Adam: So, we’re an interesting business in that international growth for us is our business. Our research and development is all in the U.K., but we don’t really sell to U.K. businesses. We’ve always targeted the businesses that are going to benefit the most from Crisp, and at the moment, that has tended to be North America and global enterprises.
So, we go where the customers are and I think in terms of lesson learned or anyone that’s looking at how do you get international growth, that’s always been a part of what we’ve done. Here’s a big problem, here’s a solution, who are the biggest people that are going to benefit from the solution because they’re the ones with a sizable problem that makes sense. And our philosophy was target the companies that need our solution and get on a plane to go and see them.
Fiona: So, what’s next in Crisp’s growth journey. Is it just getting on the plane and convincing more customers they need you?
Adam: The world has finally caught up, right? Everyone now understands that if it’s not happening online, it’s probably not happening. But also, if it is happening online, it might not be in the sense of mis- and disinformation. So, we are all about understanding digital chatter, understanding the signals, understanding whether they pose a risk to the enterprise, to their brand reputation, to the people that they employ, or their community, as in their end-users that they are trying to create an online space for.
So, the space for us is we are continually fighting against the bad actors out there that are trying to use an amazing tool, probably one of the best things that’s ever been invented, which is the social world, for bad. And every time we create new technologies and new solutions to stop them doing it or alerting people faster, the people that are out there, those bad actors, those threat actors, are creating a mechanism to get around those things. So that’s our job, to constantly stay ahead of the game and it’s whack-a-mole.
Fiona: Yeah, and it’s not going to get easier; there will always be new threats. So, the last question from me, what advice would you give to business owners at the start of the journey?
Adam: The biggest thing I would say to anyone that has an idea, has a business or is selling to people, is really look at it from every angle. Don’t just believe because you think it’s a problem and you’ve got a solution, that everyone else is going to think the same way. Scrutinise it to the nth degree, and even when you think you’re successful, scrutinise it again.
So, a lot of entrepreneurs are very confident in their ideas. Of course, they are, but they also need the opposite side, which is why is this not going to work? And it’s one of the best questions I think you can ask anyone. I get it because you’re telling me all the reasons why it’s amazing, why everyone’s going to buy it, but why are they not going to buy it? Because ultimately, that’s how we all operate in life. You’ve got things that you want and things that you need. Are you really something that someone needs? And if not, why not? Is it really a problem?

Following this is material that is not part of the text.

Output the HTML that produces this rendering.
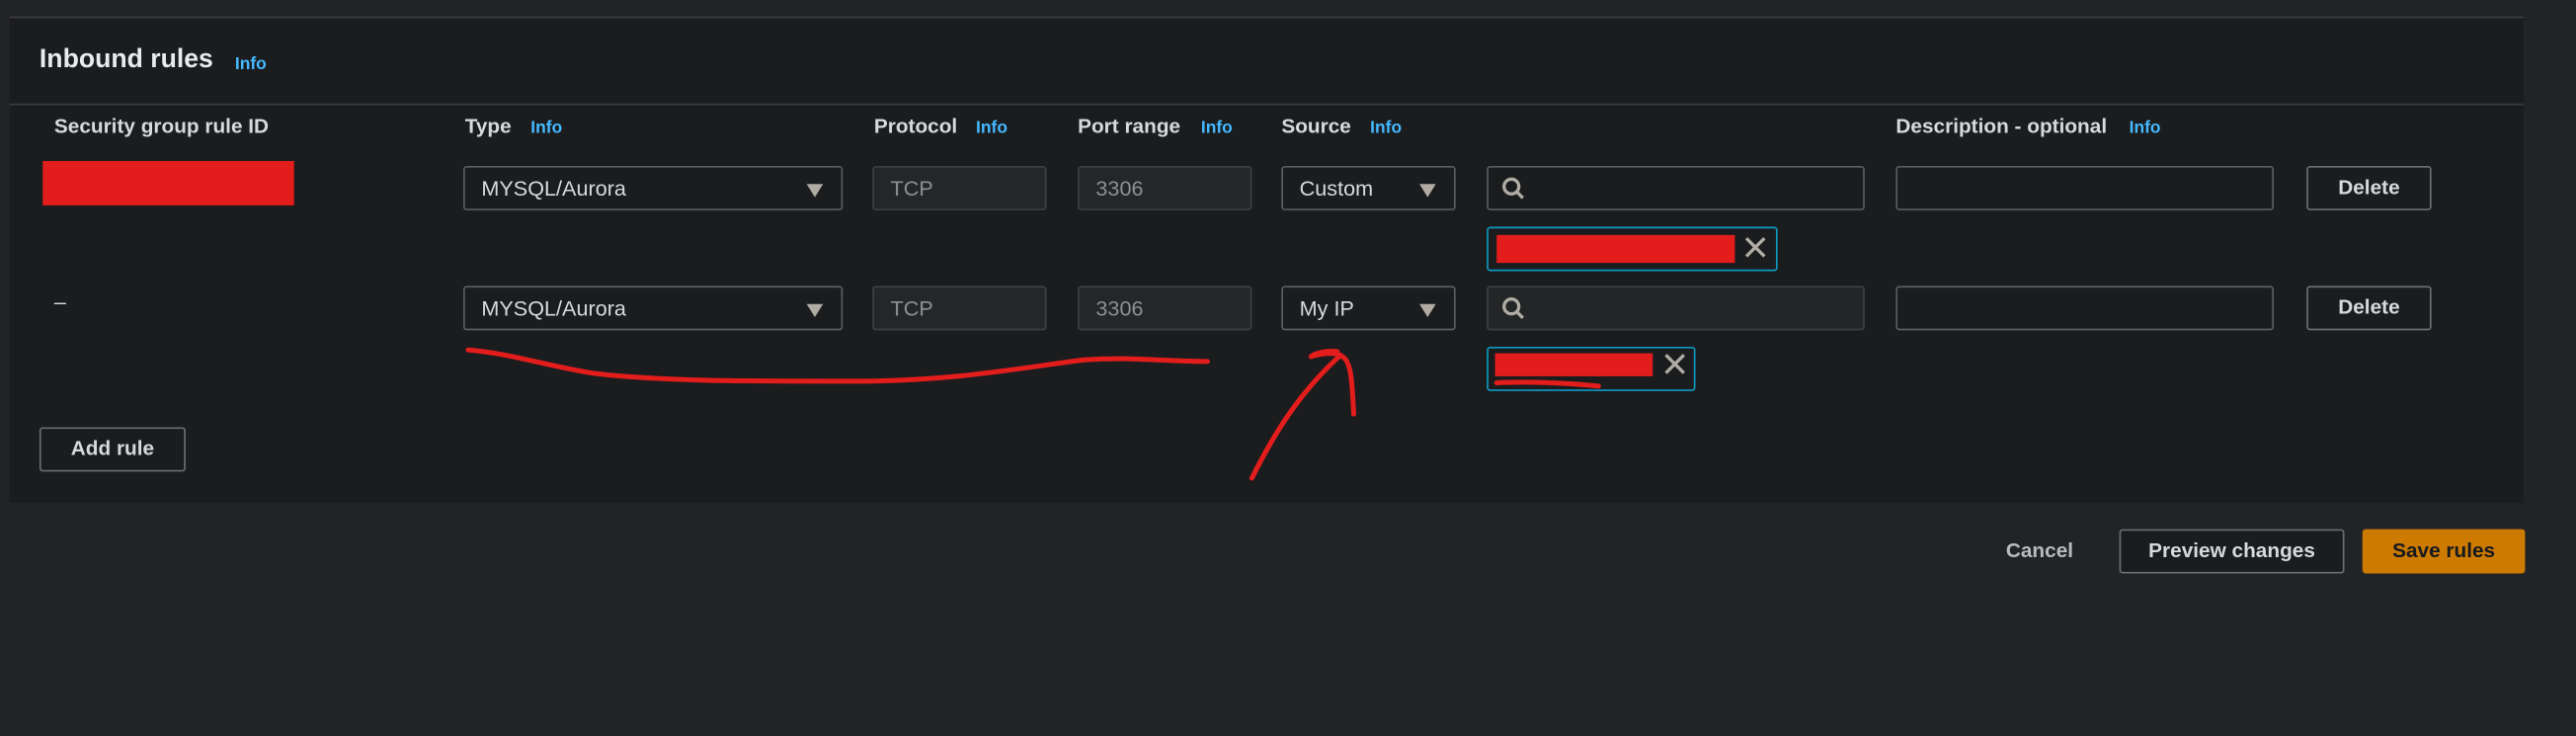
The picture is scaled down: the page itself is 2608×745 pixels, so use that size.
<!DOCTYPE html>
<html><head><meta charset="utf-8"><style>
html,body{margin:0;padding:0;background:#222326;width:2608px;height:744px;overflow:hidden}
#w{position:absolute;left:0;top:0;width:1568px;height:448px;transform:scale(1.66327);transform-origin:0 0;font-family:"Liberation Sans",sans-serif;color:#d5dbdb}
.a{position:absolute}
.panel{left:6px;top:10px;width:1530px;height:295px;background:#1b1c1e;border-top:1px solid #3f4042}
.hd{font-weight:bold;font-size:12.5px;color:#d5dbdb}
.info{font-weight:bold;font-size:10.5px;color:#44b9ff}
.box{box-sizing:border-box;border:1px solid #5a5d61;border-radius:2px;height:27px;font-size:13px;line-height:25px;padding-left:10px}
.dis{background:#242628;border-color:#3d4043;color:#8d9096}
.car{position:absolute;right:11px;top:10px;width:0;height:0;border-left:5px solid transparent;border-right:5px solid transparent;border-top:8px solid #b0aca4}
.btn{box-sizing:border-box;border:1px solid #6b6e72;border-radius:2px;height:27px;font-weight:bold;font-size:12.5px;line-height:25px;text-align:center;color:#d5dbdb}
.tok{box-sizing:border-box;border:1px solid #0d9ac2;border-radius:2px;height:27px}
.red{background:#e31c1c}
</style></head><body><div id="w">
<div class="a panel"></div>
<div class="a" style="left:6px;top:63px;width:1530px;height:1px;background:#3a3b3d"></div>
<div class="a" style="left:24px;top:28px;font-weight:bold;font-size:16px;color:#e9ebed">Inbound rules</div>
<div class="a info" style="left:143px;top:33px">Info</div>

<div class="a hd" style="left:33px;top:70px">Security group rule ID</div>
<div class="a hd" style="left:283px;top:70px">Type</div><div class="a info" style="left:323px;top:72px">Info</div>
<div class="a hd" style="left:532px;top:70px">Protocol</div><div class="a info" style="left:594px;top:72px">Info</div>
<div class="a hd" style="left:656px;top:70px">Port range</div><div class="a info" style="left:731px;top:72px">Info</div>
<div class="a hd" style="left:780px;top:70px">Source</div><div class="a info" style="left:834px;top:72px">Info</div>
<div class="a hd" style="left:1154px;top:70px">Description - optional</div><div class="a info" style="left:1296px;top:72px">Info</div>

<!-- row 1 -->
<div class="a red" style="left:26px;top:98px;width:153px;height:27px"></div>
<div class="a box" style="left:282px;top:101px;width:231px">MYSQL/Aurora<span class="car"></span></div>
<div class="a box dis" style="left:531px;top:101px;width:106px">TCP</div>
<div class="a box dis" style="left:656px;top:101px;width:106px">3306</div>
<div class="a box" style="left:780px;top:101px;width:106px">Custom<span class="car"></span></div>
<div class="a box" style="left:905px;top:101px;width:230px"></div>
<div class="a box" style="left:1154px;top:101px;width:230px"></div>
<div class="a btn" style="left:1404px;top:101px;width:76px">Delete</div>
<div class="a tok" style="left:905px;top:138px;width:177px"></div>
<div class="a red" style="left:911px;top:143px;width:145px;height:17px"></div>

<!-- row 2 -->
<div class="a" style="left:33px;top:176px;font-size:13px">–</div>
<div class="a box" style="left:282px;top:174px;width:231px">MYSQL/Aurora<span class="car"></span></div>
<div class="a box dis" style="left:531px;top:174px;width:106px">TCP</div>
<div class="a box dis" style="left:656px;top:174px;width:106px">3306</div>
<div class="a box" style="left:780px;top:174px;width:106px">My IP<span class="car"></span></div>
<div class="a box" style="left:905px;top:174px;width:230px;background:#232526;border-color:#3d4043"></div>
<div class="a box" style="left:1154px;top:174px;width:230px"></div>
<div class="a btn" style="left:1404px;top:174px;width:76px">Delete</div>
<div class="a tok" style="left:905px;top:211px;width:127px"></div>
<div class="a red" style="left:910px;top:215px;width:96px;height:14px"></div>

<div class="a btn" style="left:24px;top:260px;width:89px">Add rule</div>

<div class="a" style="left:1221px;top:328px;font-weight:bold;font-size:12.5px;color:#b8bcbf">Cancel</div>
<div class="a btn" style="left:1290px;top:322px;width:137px;background:#1b1c1e">Preview changes</div>
<div class="a btn" style="left:1438px;top:322px;width:99px;background:#cc7a00;border-color:#cc7a00;color:#16191f">Save rules</div>

<svg class="a" style="left:0;top:0" width="1568" height="448" viewBox="0 0 1568 448">
<g fill="none" stroke="#b0aca4" stroke-width="2">
<circle cx="920" cy="113.5" r="4.5"/><path d="M923.5 117l3.5 3.5"/>
<circle cx="920" cy="186.5" r="4.5"/><path d="M923.5 190l3.5 3.5"/>
<path d="M1063 145l11 11M1074 145l-11 11"/>
<path d="M1014 216l11 11M1025 216l-11 11"/>
</g>
<g fill="none" stroke="#e31c1c" stroke-width="3" stroke-linecap="round" stroke-linejoin="round">
<path d="M285 213C310 215 330 222 360 227C400 232 450 232 520 232C580 232 620 224 660 219C690 217 710 220 735 220"/>
<path d="M911 233C930 232 955 233 973 235"/>
<path d="M762 291C775 265 790 240 815 217M814 214C808 213 800 215 798 217C805 215 814 214 817 217C823 220 823 235 824 252"/>
</g>
</svg>
</div></body></html>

If it is a problem and you’ve got a solution, it becomes really easy. But there’s a lot of belief out there that they’re solving problems that aren’t problems for the people.

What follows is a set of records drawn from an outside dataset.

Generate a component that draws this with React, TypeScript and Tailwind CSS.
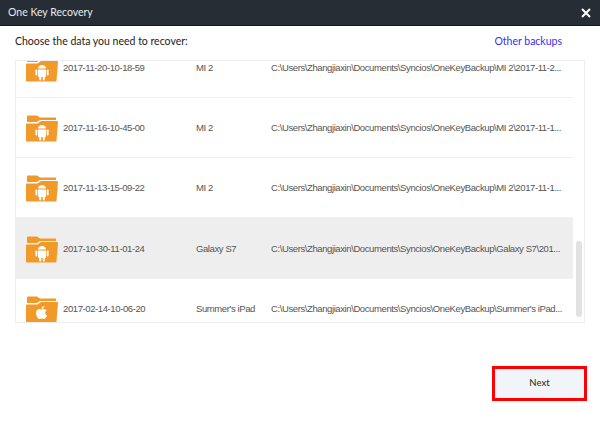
import { FaApple } from "react-icons/fa";

const rows = [
  { date: "2017-11-20-10-18-59", device: "MI 2", path: "C:\\Users\\Zhangjiaxin\\Documents\\Syncios\\OneKeyBackup\\MI 2\\2017-11-2...", os: "android" },
  { date: "2017-11-16-10-45-00", device: "MI 2", path: "C:\\Users\\Zhangjiaxin\\Documents\\Syncios\\OneKeyBackup\\MI 2\\2017-11-1...", os: "android" },
  { date: "2017-11-13-15-09-22", device: "MI 2", path: "C:\\Users\\Zhangjiaxin\\Documents\\Syncios\\OneKeyBackup\\MI 2\\2017-11-1...", os: "android" },
  { date: "2017-10-30-11-01-24", device: "Galaxy S7", path: "C:\\Users\\Zhangjiaxin\\Documents\\Syncios\\OneKeyBackup\\Galaxy S7\\201...", os: "android", selected: true },
  { date: "2017-02-14-10-06-20", device: "Summer's iPad", path: "C:\\Users\\Zhangjiaxin\\Documents\\Syncios\\OneKeyBackup\\Summer's iPad...", os: "apple" },
];

function Android() {
  return (
    <svg width="14" height="17" viewBox="0 0 14 17" fill="#fff" className="block">
      <path d="M3 4.6C3 2.4 4.8 1 7 1s4 1.4 4 3.6Z" />
      <rect x="3" y="5.4" width="8" height="7.6" rx="0.8" />
      <rect x="0.4" y="5.4" width="1.9" height="6" rx="0.95" />
      <rect x="11.7" y="5.4" width="1.9" height="6" rx="0.95" />
      <rect x="4.2" y="12" width="2" height="4.6" rx="1" />
      <rect x="7.8" y="12" width="2" height="4.6" rx="1" />
    </svg>
  );
}

function Folder({ os }: { os: string }) {
  return (
    <div className="relative w-[33px] h-[27px] shrink-0">
      <svg width="33" height="27" viewBox="0 0 33 27" className="block">
        <path d="M2 1.5Q2 0.5 3 0.5H12L15 2.5H31V5H15L12 7H2Z" fill="#f19a2a" />
        <path d="M1 9.5Q1 8.5 2 8.5H12.5L16 6H32Q33 6 33 7L31.5 25.5Q31.5 26.5 30.5 26.5H2Q1 26.5 1 25.5Z" fill="#f19a2a" />
      </svg>
      <div className="absolute left-0 right-0 top-[9px] flex justify-center text-white">
        {os === "apple" ? <FaApple size={15} /> : <Android />}
      </div>
    </div>
  );
}

export default function App() {
  return (
    <div className="w-[600px] h-[435px] bg-white overflow-hidden flex flex-col font-['Lato',sans-serif]">
      <div className="h-[26px] shrink-0 bg-[#262d35] border-b border-b-[#15191e] flex items-center justify-between pl-2 pr-[9px] text-white">
        <span className="text-[10.5px] text-[#e8eaec]">One Key Recovery</span>
        <svg width="10" height="10" viewBox="0 0 10 10">
          <path d="M1 1L9 9M9 1L1 9" stroke="#fff" strokeWidth="2" />
        </svg>
      </div>

      <div className="flex items-center justify-between pl-[15px] pr-[38px] h-[34px] pb-[3px] shrink-0">
        <span className="text-[10.5px] text-[#222]">Choose the data you need to recover:</span>
        <span className="text-[10.5px] text-[#3a2cff]">Other backups</span>
      </div>

      <div className="relative ml-[15px] w-[570px] h-[263px] border border-[#eeeeee] overflow-hidden shrink-0">
        <div className="-mt-[23px] w-[557px]">
          {rows.map((r) => (
            <div
              key={r.date}
              className={`flex items-center pl-[9px] pt-[2px] border-b border-b-[#f0f0f0] font-['Liberation_Sans',sans-serif] text-[9.5px] tracking-[-0.4px] text-[#555] ${r.selected ? "bg-[#eeeeee] h-[61px]" : "h-[60px]"}`}
            >
              <Folder os={r.os} />
              <span className="ml-[5px] w-[133px] shrink-0">{r.date}</span>
              <span className="w-[75px] shrink-0">{r.device}</span>
              <span className="whitespace-nowrap">{r.path}</span>
            </div>
          ))}
        </div>
        <div className="absolute left-[560px] top-[180px] w-[6px] h-[76px] rounded-[3px] bg-[#e0e2e4]" />
      </div>

      <div className="flex justify-end pr-[13px] mt-[43px]">
        <button className="w-[95px] h-[35px] border-[3px] border-[#ff0000] bg-[#f1f5fa] text-[9.5px] font-medium text-[#333]">
          Next
        </button>
      </div>
    </div>
  );
}
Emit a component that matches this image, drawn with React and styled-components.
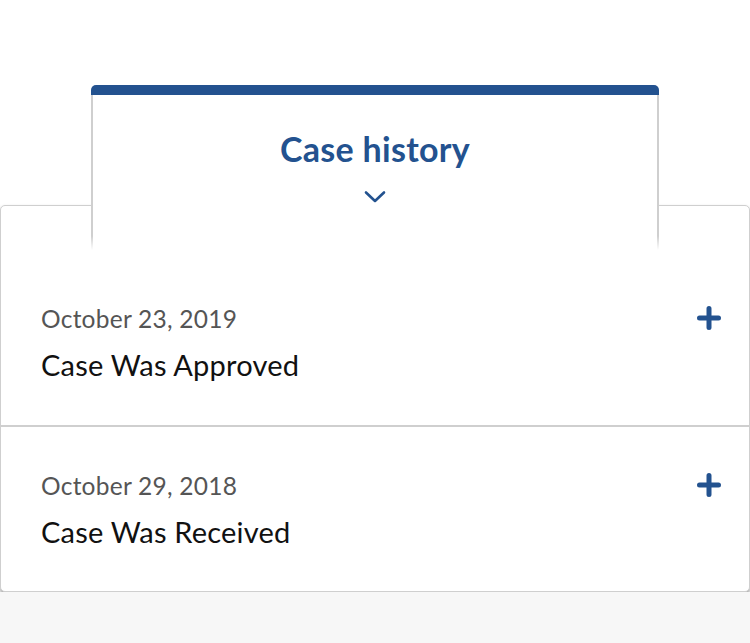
import React from "react";
import styled, { createGlobalStyle } from "styled-components";

const Global = createGlobalStyle`
  html, body { margin: 0; padding: 0; }
  body {
    background: #f7f7f7;
    font-family: Lato, "Noto Sans", sans-serif;
    -webkit-font-smoothing: antialiased;
  }
`;

const BLUE = "#23528f";

const Section = styled.section`
  background: #fff;
  padding-top: 85px;
`;

const Tab = styled.div`
  position: relative;
  z-index: 1;
  width: 568px;
  height: 165px;
  margin: 0 auto -45px;
  box-sizing: border-box;
  border-top: 10px solid ${BLUE};
  border-radius: 5px 5px 0 0;
  background:
    linear-gradient(to bottom, #cfcfcf calc(100% - 14px), rgba(255,255,255,0)) left top / 2px 100% no-repeat,
    linear-gradient(to bottom, #cfcfcf calc(100% - 14px), rgba(255,255,255,0)) right top / 2px 100% no-repeat,
    #fff;
  display: flex;
  flex-direction: column;
  align-items: center;
  padding-top: 34px;
`;

const TabTitle = styled.h2`
  margin: 0;
  font-size: 34px;
  line-height: 40px;
  font-weight: 700;
  color: ${BLUE};
  letter-spacing: 0.3px;
`;

const Chevron = styled.svg`
  margin-top: 21px;
  display: block;
`;

const Card = styled.div`
  background: #fff;
  border: 1px solid #cfcfcf;
  border-radius: 5px;
  box-shadow: 0 3px 4px rgba(0, 0, 0, 0.38);
  padding-top: 54px;
`;

const Row = styled.div`
  display: flex;
  align-items: flex-start;
  justify-content: space-between;
  padding: 43px 28px ${(p) => (p.$last ? 41 : 42)}px 40px;
  & + & {
    border-top: 2px solid #cfcfcf;
  }
`;

const RowText = styled.div`
  display: flex;
  flex-direction: column;
  gap: 12px;
`;

const DateText = styled.div`
  font-size: 24.5px;
  line-height: 32px;
  color: #555;
  letter-spacing: 0.25px;
`;

const Title = styled.div`
  font-size: 29px;
  line-height: 36px;
  color: #111;
  letter-spacing: 0.2px;
`;

const PlusIcon = styled.svg`
  display: block;
  margin-top: 3px;
`;

const Plus = () => (
  <PlusIcon width="24" height="24" viewBox="0 0 24 24">
    <path d="M12 2.5V21.5M2.5 12H21.5" stroke={BLUE} strokeWidth="5" strokeLinecap="round" />
  </PlusIcon>
);

const items = [
  { date: "October 23, 2019", title: "Case Was Approved" },
  { date: "October 29, 2018", title: "Case Was Received" },
];

export default function App() {
  return (
    <>
      <Global />
      <Section>
        <Tab>
          <TabTitle>Case history</TabTitle>
          <Chevron width="22" height="14" viewBox="0 0 22 14">
            <path d="M2 2.5L11 11L20 2.5" fill="none" stroke={BLUE} strokeWidth="2.6" strokeLinecap="round" strokeLinejoin="round" />
          </Chevron>
        </Tab>
        <Card>
          {items.map((it, i) => (
            <Row key={it.date} $last={i === items.length - 1}>
              <RowText>
                <DateText>{it.date}</DateText>
                <Title>{it.title}</Title>
              </RowText>
              <Plus />
            </Row>
          ))}
        </Card>
      </Section>
    </>
  );
}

Fiona: Adam, thanks so much for joining me today. It’s great to hear how Crisp has grown over the last 18 years. It’s made me feel like I could have probably spent my 20s better hearing how you started at such a young age. But it’s clear the way we interact continues to evolve and understanding chatter will be key to navigating that risk. So, I look forward to seeing Crisp win many more awards in the future. Thank you.
Adam: Thanks very much. Lovely chatting with you.